See this Reddit thread where people give some comparisons of the numbers and probability to find one by chance.

The entire cryptographic world, almost every robust cryptographic algorithm ever written in computer code, relies on pure chance to avoid key collisions. The key space is simply chosen to be large enough to make collisions unlikely before the heat death of the universe. But unlikely is not the same as impossible. It's not something I'm worried about at all but I've always found it fascinating.

An interesting non technical article for you could be https://www.wired.com/story/blockchain-bandit-ethereum-weak-private-keys/

the odds of guessing a randomly generated Ethereum private key is 1 in 115 quattuorvigintillion. (Or, as a fraction: 1/2256.) That denominator is very roughly around the number of atoms in the universe. Bednarek compares the task of identifying a random Ethereum key to choosing a grain of sand on a beach, and later asking a friend to find that same grain among a "billion gazillion" beaches.

But note that even not by chance, even if you try hard to find one, it would take you so much time that you would be dead long before even having as much chance to find one than for the entire humanity to find a winning lottery number at the same time.

Related Solutions

[Ethereum] use the same private key for Ethereum and Bitcoin

Yes, both cryptocoins use the same elliptic curve SECP256K1.

Perhaps a better alternative is to use a BIP32 wallet. You have a master key that is not directly used for transactions, but it is used to derive child keys than can be used.

You can derive separate keys for bitcoin and ethereum. You will always be able to use the master key to sign transactions for both keys.

[Ethereum] Is each Ethereum address shared by (theoretically) 2 ** 96 private keys

Your calculations are right, except there aren't exactly 2^256 private keys -- there are "FFFFFFFF FFFFFFFF FFFFFFFF FFFFFFFE BAAEDCE6 AF48A03B BFD25E8C D0364141" (this number is named N in the ETH source code, and is the order of the generator of the elliptic curve secp256k1, from which Ethereum key pairs are generated).

In answer to your question, yes, private keys mapping to the same address will both be able to spend the money in that address on a first come first served basis. They will create the same public key, which the ECDSA verification algorithm is performed against, and so signatures generated by either private key will verify against the same address!

In go-ethereum/accounts/key.go, we have a private key generated from S256 which is secp256k1's curve, meaning they will be less than N be default.

func newKeyFromECDSA(privateKeyECDSA *ecdsa.PrivateKey) *Key {
    id := uuid.NewRandom()
    key := &Key{
        Id:         id,
        Address:    crypto.PubkeyToAddress(privateKeyECDSA.PublicKey),
        PrivateKey: privateKeyECDSA,
    }
    return key
}

func newKey(rand io.Reader) (*Key, error) {
    privateKeyECDSA, err := ecdsa.GenerateKey(secp256k1.S256(), rand)
    if err != nil {
        return nil, err
    }
    return newKeyFromECDSA(privateKeyECDSA), nil
}

go-ethereum/crypto/secp256k1/secp256 also generates the key pairs in accordance with secp2656k1 albeit in a slightly different way :)

Cool illustrative explanation for what `N` really is and why 2 keys will be able to spend money from the same account

Imagine private keys are miles driven in your car, and public keys are number of miles on your car's odometer.

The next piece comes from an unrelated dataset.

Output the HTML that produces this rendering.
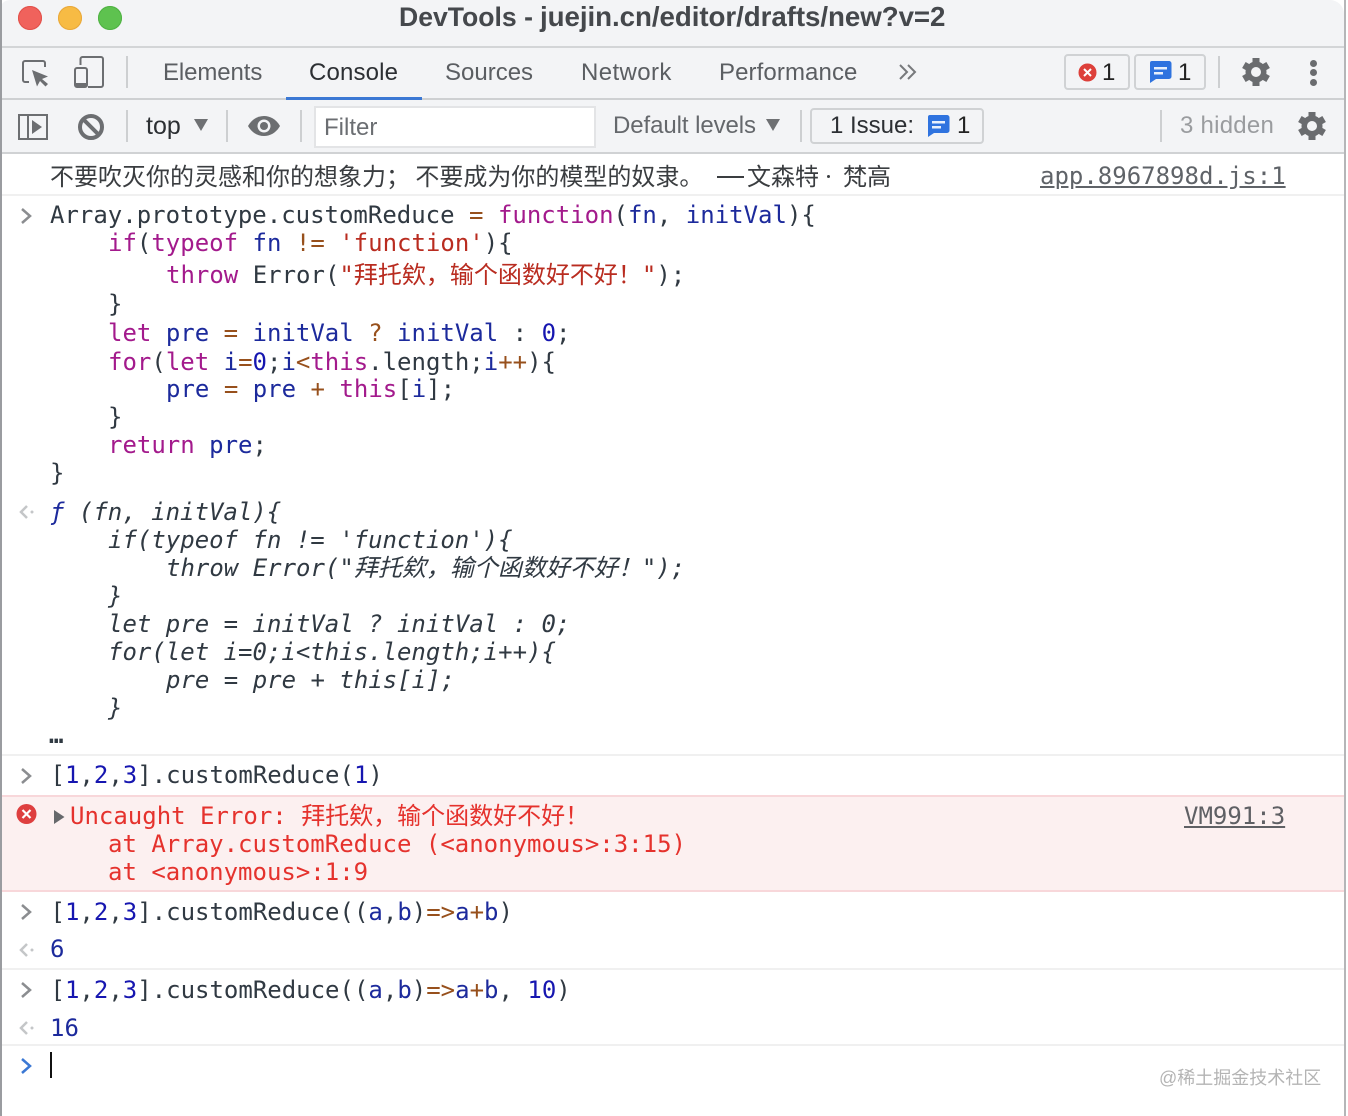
<!DOCTYPE html>
<html><head><meta charset="utf-8"><style>
html,body{margin:0;padding:0;background:#fff}
#p{position:relative;width:1348px;height:1116px;overflow:hidden;background:#fff}
.a{position:absolute}
.s{position:absolute;font:24px/28px "Liberation Sans","Noto Sans CJK SC",sans-serif;white-space:pre;color:#5b5e62}
.l{position:absolute;font:24px/28px "DejaVu Sans Mono","Noto Sans CJK SC",monospace;white-space:pre;color:#303942}
.c{font-family:"Noto Sans CJK SC",sans-serif;color:#3a3d40}
.i{font-style:italic}
.k{color:#a31a8c}.v{color:#1c2a9c}.o{color:#97501c}.t{color:#b92c20}.n{color:#1616b0}
.e{color:#e5322d}
.r{position:absolute;left:2px;width:1342px;height:2px;background:#f0f0f0}
svg{position:absolute;overflow:visible}
.b{position:absolute;border:2px solid #d0d2d4;border-radius:4px;box-sizing:border-box}
.d{position:absolute;width:2px;background:#cdcfd1}
</style></head><body><div id="p">
<div class="a" style="left:0;top:0;width:1344px;height:152px;background:#f3f4f6;border-radius:10px 14px 0 0"></div>
<div class="a" style="left:0;top:0;width:2px;height:1116px;background:#9a9ca0"></div>
<div class="a" style="left:1344px;top:0;width:2px;height:1116px;background:#b5b6b8"></div>
<div class="a" style="left:2px;top:46px;width:1342px;height:2px;background:#d3d5d7"></div>
<div class="a" style="left:2px;top:98px;width:1342px;height:2px;background:#ced0d2"></div>
<div class="a" style="left:2px;top:152px;width:1342px;height:2px;background:#d0d2d4"></div>
<div class="a" style="left:286px;top:97px;width:136px;height:3px;background:#3b78d4"></div>

<div class="a" style="left:18px;top:6px;width:24px;height:24px;border-radius:50%;background:#f0625c;box-shadow:inset 0 0 0 1px #e2504a"></div>
<div class="a" style="left:58px;top:6px;width:24px;height:24px;border-radius:50%;background:#f7bb44;box-shadow:inset 0 0 0 1px #e9a83a"></div>
<div class="a" style="left:98px;top:6px;width:24px;height:24px;border-radius:50%;background:#5ec24f;box-shadow:inset 0 0 0 1px #4fb243"></div>
<div class="s" style="left:399px;top:3px;font-weight:bold;font-size:26.6px;color:#45484c">DevTools -</div>
<div class="s" style="left:540px;top:3px;font-weight:bold;font-size:27.7px;color:#45484c;letter-spacing:-.05px">juejin.cn/editor/drafts/new?v=2</div>

<svg style="left:0;top:45px" width="120" height="110" viewBox="0 0 120 110">
<path d="M29 37H25a2 2 0 0 1-2-2V18a2 2 0 0 1 2-2h18a2 2 0 0 1 2 2v4" fill="none" stroke="#6c6e71" stroke-width="2"/>
<path d="M32 25L48 31.500l-6 2.500 6 5-2.500 2.500-5.500-5.500-3 5.500z" fill="#6c6e71"/>
<path d="M80.500 20V14a2 2 0 0 1 2-2h18.500a2 2 0 0 1 2 2v26a2 2 0 0 1-2 2H88" fill="none" stroke="#6c6e71" stroke-width="2"/>
<rect x="75" y="23" width="12" height="19" rx="2" fill="#f3f4f6" stroke="#6c6e71" stroke-width="2"/>
<rect x="75" y="38" width="12" height="4" fill="#6c6e71"/>
<rect x="19" y="70" width="28" height="24" fill="none" stroke="#6c6e71" stroke-width="2"/>
<rect x="27" y="70" width="2" height="24" fill="#6c6e71"/>
<path d="M32 75l10 7-10 7z" fill="#6c6e71"/>
<circle cx="91" cy="82" r="11" fill="none" stroke="#6c6e71" stroke-width="4"/>
<path d="M83 74l16 16" stroke="#6c6e71" stroke-width="4"/>
</svg>
<div class="d" style="left:126px;top:56px;height:32px"></div>
<div class="d" style="left:126px;top:110px;height:32px"></div>
<div class="d" style="left:226px;top:110px;height:32px"></div>
<div class="d" style="left:300px;top:110px;height:32px"></div>
<div class="d" style="left:800px;top:110px;height:32px"></div>
<div class="d" style="left:1160px;top:110px;height:32px"></div>
<div class="d" style="left:1218px;top:56px;height:32px"></div>

<div class="s" style="left:163px;top:59px;letter-spacing:-.1px">Elements</div>
<div class="s" style="left:309px;top:59px;color:#2c2f33;letter-spacing:.15px">Console</div>
<div class="s" style="left:445px;top:59px">Sources</div>
<div class="s" style="left:581px;top:59px;letter-spacing:.4px">Network</div>
<div class="s" style="left:719px;top:59px;letter-spacing:.1px">Performance</div>
<svg style="left:898px;top:62px" width="22" height="20"><path d="M2 3l7 7-7 7M10 3l7 7-7 7" fill="none" stroke="#77797c" stroke-width="2"/></svg>

<div class="b" style="left:1064px;top:54px;width:66px;height:36px"></div>
<div class="b" style="left:1134px;top:54px;width:72px;height:36px"></div>
<svg style="left:1078px;top:63px" width="20" height="20"><circle cx="9.500" cy="9.500" r="9" fill="#dd403a"/><path d="M6 6l7 7M13 6l-7 7" stroke="#fff" stroke-width="2"/></svg>
<div class="s" style="left:1102px;top:59px;color:#222">1</div>
<svg style="left:1149px;top:60px" width="24" height="24"><path d="M3 1h17a2.500 2.500 0 0 1 2.500 2.500v13a2.500 2.500 0 0 1-2.500 2.500H7l-6 4V3a2 2 0 0 1 2-2z" fill="#2f73df"/><path d="M5 7h13v2.500H5zM5 12h9v2.500H5z" fill="#e8f0fc"/></svg>
<div class="s" style="left:1178px;top:59px;color:#222">1</div>

<svg style="left:1241px;top:57px" width="30" height="30" viewBox="0 0 30 30"><g fill="#6a6c6f"><circle cx="15" cy="15" r="10.500"/><rect x="11.500" y="1" width="7" height="6"/><rect x="11.500" y="23" width="7" height="6"/><rect x="11.500" y="1" width="7" height="6" transform="rotate(60 15 15)"/><rect x="11.500" y="23" width="7" height="6" transform="rotate(60 15 15)"/><rect x="11.500" y="1" width="7" height="6" transform="rotate(120 15 15)"/><rect x="11.500" y="23" width="7" height="6" transform="rotate(120 15 15)"/></g><circle cx="15" cy="15" r="5" fill="#f3f4f6"/></svg>
<div class="a" style="left:1310px;top:60px;width:7px;height:7px;border-radius:50%;background:#6a6c6f"></div>
<div class="a" style="left:1310px;top:69px;width:7px;height:7px;border-radius:50%;background:#6a6c6f"></div>
<div class="a" style="left:1310px;top:79px;width:7px;height:7px;border-radius:50%;background:#6a6c6f"></div>

<div class="s" style="left:146px;top:112px;color:#2c2f33;font-size:25px">top</div>
<svg style="left:194px;top:119px" width="14" height="13"><path d="M0 0h14l-7 12z" fill="#6e7073"/></svg>
<svg style="left:248px;top:114px" width="32" height="24" viewBox="0 0 32 24"><path d="M0 12C4 5 10 2 16 2s12 3 16 10c-4 7-10 10-16 10S4 19 0 12z" fill="#6c6e71"/><circle cx="16" cy="12" r="6.500" fill="#f3f4f6"/><circle cx="16" cy="12" r="4" fill="#6c6e71"/></svg>
<div class="a" style="left:314px;top:106px;width:282px;height:42px;background:#fff;border:2px solid #e3e4e6;box-sizing:border-box"></div>
<div class="s" style="left:324px;top:114px;color:#6b6e72">Filter</div>
<div class="s" style="left:613px;top:112px;color:#65686c;letter-spacing:-.08px">Default levels</div>
<svg style="left:766px;top:119px" width="14" height="13"><path d="M0 0h14l-7 12z" fill="#6e7073"/></svg>
<div class="b" style="left:810px;top:108px;width:174px;height:36px"></div>
<div class="s" style="left:830px;top:112px;color:#2c2f33">1 Issue:</div>
<svg style="left:927px;top:114px" width="24" height="24"><path d="M3 1h17a2.500 2.500 0 0 1 2.500 2.500v13a2.500 2.500 0 0 1-2.500 2.500H7l-6 4V3a2 2 0 0 1 2-2z" fill="#2f73df"/><path d="M5 7h13v2.500H5zM5 12h9v2.500H5z" fill="#e8f0fc"/></svg>
<div class="s" style="left:957px;top:112px;color:#222">1</div>
<div class="s" style="left:1180px;top:112px;color:#9a9c9f;letter-spacing:.25px">3 hidden</div>
<svg style="left:1297px;top:111px" width="30" height="30" viewBox="0 0 30 30"><g fill="#6a6c6f"><circle cx="15" cy="15" r="10.500"/><rect x="11.500" y="1" width="7" height="6"/><rect x="11.500" y="23" width="7" height="6"/><rect x="11.500" y="1" width="7" height="6" transform="rotate(60 15 15)"/><rect x="11.500" y="23" width="7" height="6" transform="rotate(60 15 15)"/><rect x="11.500" y="1" width="7" height="6" transform="rotate(120 15 15)"/><rect x="11.500" y="23" width="7" height="6" transform="rotate(120 15 15)"/></g><circle cx="15" cy="15" r="5" fill="#f3f4f6"/></svg>

<div class="l c" style="left:50px;top:161px">不要吹灭你的灵感和你的想象力； 不要成为你的模型的奴隶。</div>
<div class="a" style="left:717px;top:176px;width:27px;height:2px;background:#3a3d40"></div>
<div class="l c" style="left:747px;top:161px">文森特</div>
<div class="a" style="left:827px;top:175px;width:3px;height:3px;border-radius:50%;background:#3a3d40"></div>
<div class="l c" style="left:843px;top:161px">梵高</div>
<div class="l" style="left:1040px;top:162px;color:#5f6368;text-decoration:underline">app.8967898d.js:1</div>
<div class="r" style="top:194px"></div>

<svg style="left:20px;top:207px" width="14" height="18"><path d="M2 2l8 7-8 7" fill="none" stroke="#8b8d90" stroke-width="2.500"/></svg>
<div class="l" style="left:50px;top:201px">Array.prototype.customReduce <span class="o">=</span> <span class="k">function</span>(<span class="v">fn</span>, <span class="v">initVal</span>){</div>
<div class="l" style="left:108px;top:229px"><span class="k">if</span>(<span class="k">typeof</span> <span class="v">fn</span> <span class="o">!=</span> <span class="t">'function'</span>){</div>
<div class="l" style="left:166px;top:261px"><span class="k">throw</span> Error(<span class="t">"拜托欸，输个函数好不好！"</span>);</div>
<div class="l" style="left:108px;top:290px">}</div>
<div class="l" style="left:108px;top:319px"><span class="k">let</span> <span class="v">pre</span> <span class="o">=</span> <span class="v">initVal</span> <span class="o">?</span> <span class="v">initVal</span> : <span class="n">0</span>;</div>
<div class="l" style="left:108px;top:348px"><span class="k">for</span>(<span class="k">let</span> <span class="v">i</span><span class="o">=</span><span class="n">0</span>;<span class="v">i</span><span class="o">&lt;</span><span class="k">this</span>.length;<span class="v">i</span><span class="o">++</span>){</div>
<div class="l" style="left:166px;top:375px"><span class="v">pre</span> <span class="o">=</span> <span class="v">pre</span> <span class="o">+</span> <span class="k">this</span>[<span class="v">i</span>];</div>
<div class="l" style="left:108px;top:403px">}</div>
<div class="l" style="left:108px;top:431px"><span class="k">return</span> <span class="v">pre</span>;</div>
<div class="l" style="left:50px;top:459px">}</div>

<svg style="left:18px;top:504px" width="18" height="16"><path d="M9 2L3 8l6 6" fill="none" stroke="#c4c6c8" stroke-width="2.500"/><circle cx="14" cy="8" r="1.500" fill="#c4c6c8"/></svg>
<div class="l i" style="left:50px;top:498px"><span class="v">ƒ</span> (fn, initVal){</div>
<div class="l i" style="left:108px;top:526px">if(typeof fn != 'function'){</div>
<div class="l i" style="left:166px;top:554px">throw Error("拜托欸，输个函数好不好！");</div>
<div class="l i" style="left:108px;top:582px">}</div>
<div class="l i" style="left:108px;top:610px">let pre = initVal ? initVal : 0;</div>
<div class="l i" style="left:108px;top:638px">for(let i=0;i&lt;this.length;i++){</div>
<div class="l i" style="left:166px;top:666px">pre = pre + this[i];</div>
<div class="l i" style="left:108px;top:694px">}</div>
<div class="l" style="left:49px;top:721px;font-weight:bold">…</div>
<div class="r" style="top:754px"></div>

<svg style="left:20px;top:767px" width="14" height="18"><path d="M2 2l8 7-8 7" fill="none" stroke="#8b8d90" stroke-width="2.500"/></svg>
<div class="l" style="left:50.500px;top:761px">[<span class="n">1</span>,<span class="n">2</span>,<span class="n">3</span>].customReduce(<span class="n">1</span>)</div>

<div class="a" style="left:2px;top:795px;width:1342px;height:97px;background:#fcf0f0;border-top:2px solid #f8d7da;border-bottom:2px solid #f8d7da;box-sizing:border-box"></div>
<svg style="left:16px;top:804px" width="21" height="21"><circle cx="10.500" cy="10" r="10" fill="#de3f3f"/><path d="M6.500 6l8 8M14.500 6l-8 8" stroke="#fff" stroke-width="2.200"/></svg>
<svg style="left:54px;top:810px" width="11" height="14"><path d="M0 0l10.500 7L0 14z" fill="#66686b"/></svg>
<div class="l e" style="left:70px;top:802px">Uncaught Error: 拜托欸，输个函数好不好！</div>
<div class="l e" style="left:108px;top:830px">at Array.customReduce (&lt;anonymous&gt;:3:15)</div>
<div class="l e" style="left:108px;top:858px">at &lt;anonymous&gt;:1:9</div>
<div class="l" style="left:1184px;top:802px;color:#5f6064;text-decoration:underline">VM991:3</div>

<svg style="left:20px;top:903px" width="14" height="18"><path d="M2 2l8 7-8 7" fill="none" stroke="#8b8d90" stroke-width="2.500"/></svg>
<div class="l" style="left:50.500px;top:898px">[<span class="n">1</span>,<span class="n">2</span>,<span class="n">3</span>].customReduce((<span class="v">a</span>,<span class="v">b</span>)<span class="o">=&gt;</span><span class="v">a</span><span class="o">+</span><span class="v">b</span>)</div>
<svg style="left:18px;top:942px" width="18" height="16"><path d="M9 2L3 8l6 6" fill="none" stroke="#c4c6c8" stroke-width="2.500"/><circle cx="14" cy="8" r="1.500" fill="#c4c6c8"/></svg>
<div class="l v" style="left:50px;top:935px">6</div>
<div class="r" style="top:968px"></div>

<svg style="left:20px;top:981px" width="14" height="18"><path d="M2 2l8 7-8 7" fill="none" stroke="#8b8d90" stroke-width="2.500"/></svg>
<div class="l" style="left:50.500px;top:976px">[<span class="n">1</span>,<span class="n">2</span>,<span class="n">3</span>].customReduce((<span class="v">a</span>,<span class="v">b</span>)<span class="o">=&gt;</span><span class="v">a</span><span class="o">+</span><span class="v">b</span>, <span class="n">10</span>)</div>
<svg style="left:18px;top:1020px" width="18" height="16"><path d="M9 2L3 8l6 6" fill="none" stroke="#c4c6c8" stroke-width="2.500"/><circle cx="14" cy="8" r="1.500" fill="#c4c6c8"/></svg>
<div class="l v" style="left:50px;top:1014px">16</div>
<div class="r" style="top:1044px"></div>

<svg style="left:20px;top:1057px" width="14" height="18"><path d="M2 2l8 7-8 7" fill="none" stroke="#3b78d4" stroke-width="2.500"/></svg>
<div class="a" style="left:50px;top:1052px;width:2px;height:26px;background:#111"></div>
<div class="s" style="left:1159px;top:1064px;font-size:18px;color:#b4b4b4">@稀土掘金技术社区</div>
</div></body></html>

If the odometer rolls over from 999,999 to 000,000, a person with miles driven = 1,000,001 will have the same 'public key', and hence the same address, as a person with miles driven = 1.

EC group arithmetic is surprisingly similar to this, but rather than 999,999, we have the seemingly arbitrary number given above! Due to this property, even with your different 'private keys', you will be able to create signatures that verify against the same public key, and hence spend ETH from the same address!!

Boring math explanation

Private keys are 256 bit numbers, and to calculate the public key from a private key you multiply by the generator, g, of the elliptic curve group. The generator in use is defined in the parameters of the secp256k1 libraries being used in ETH. It itself is also an elliptic curve point, and as elliptic curves are cyclic, there exists an n such that n.g = 1 (this is called the generator order).

With this equation we can see that if we had a private key k with k>n, we would have k.g = (k-n).g = k'.g, for a k' that is possibly someone else's private key! So we have keys generated at random modulo n, rather than 2^256.